Mas também existem cartéis da Lava Jato que ainda não vieram a público e que vocês estão investigando…

Exato.

 

Vocês já fizeram e sofreram busca e apreensão de documentos na Lava Jato, depois do acordo de delação de Joesley Batista. Como foi isso? 

Recebemos com espírito de total colaboração.. “me diz o que vocês precisam que nós queremos colaborar”. É o espírito que continua, que continuaremos colaborando. Um espírito de nós sermos os principais interessados de que isso seja dirimido o quanto antes. A gente que conhece o caso aqui desde o início, sabe muito bem que não houve nenhum tipo de malfeito aqui no Cade. A gente acha que é uma questão de tempo até as autoridades estarem convencidas do mesmo. A gente entende a necessidade de isso ser investigado até o fim e a gente vai colaborar para que se chegue a essa conclusão o quanto antes.

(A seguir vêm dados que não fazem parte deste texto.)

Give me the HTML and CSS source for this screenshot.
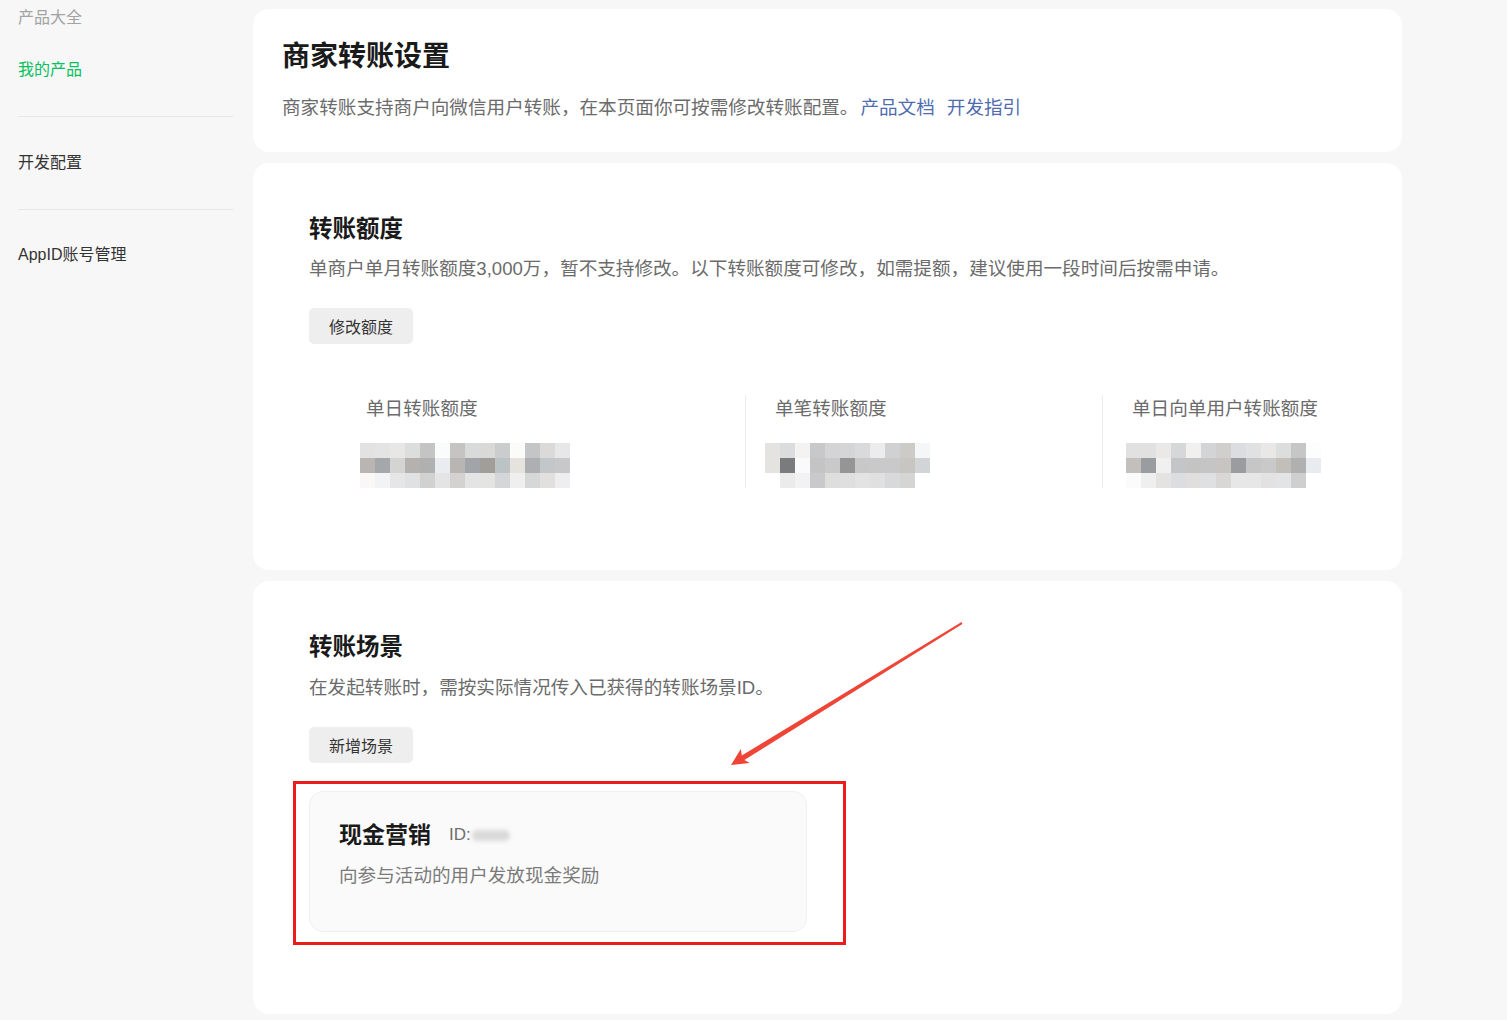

O que fará Eduardo Frade depois do dia 16 de julho?

Durante a provável quarentena devo me dedicar a atividades academicas, estudar um pouco, parar, refletir sobre algumas coisas e depois não sei ainda. Quis ter o cuidado de não ter nada concreto durante o curso do meu mandato, não ter conversas com agentes privados a este respeito. Mas realmente não sei, não está nem definido se vai ser serviço público ou setor privado.

Sairá do antitruste?

Espero que não. Claro que já fiz outras coisas no passado, não teria problema em fazer. Mas gosto muito da área, me especializei.

O que deixa de conselho para seu sucessor?

É impressionante ver que o conselho é semelhante ao de todo mundo que passa aqui. No final sinto que o principal de todas as tarefas de um superintendente é dar condições para as pessoas trabalhar. Reconhecer que tem uma equipe altamente capaz, de pessoas que ao fim de seu mandato continuarão aqui, e a principal coisa que se pode fazer é dar condições para elas trabalharem. O Cade são essas pessoas. O superintendente está aqui para lidera-las, para incentivar, pensar em novas políticas etc, mas a principal coisa que se pode fazer é isso. Deixar as pessoas terem condições de trabalhar.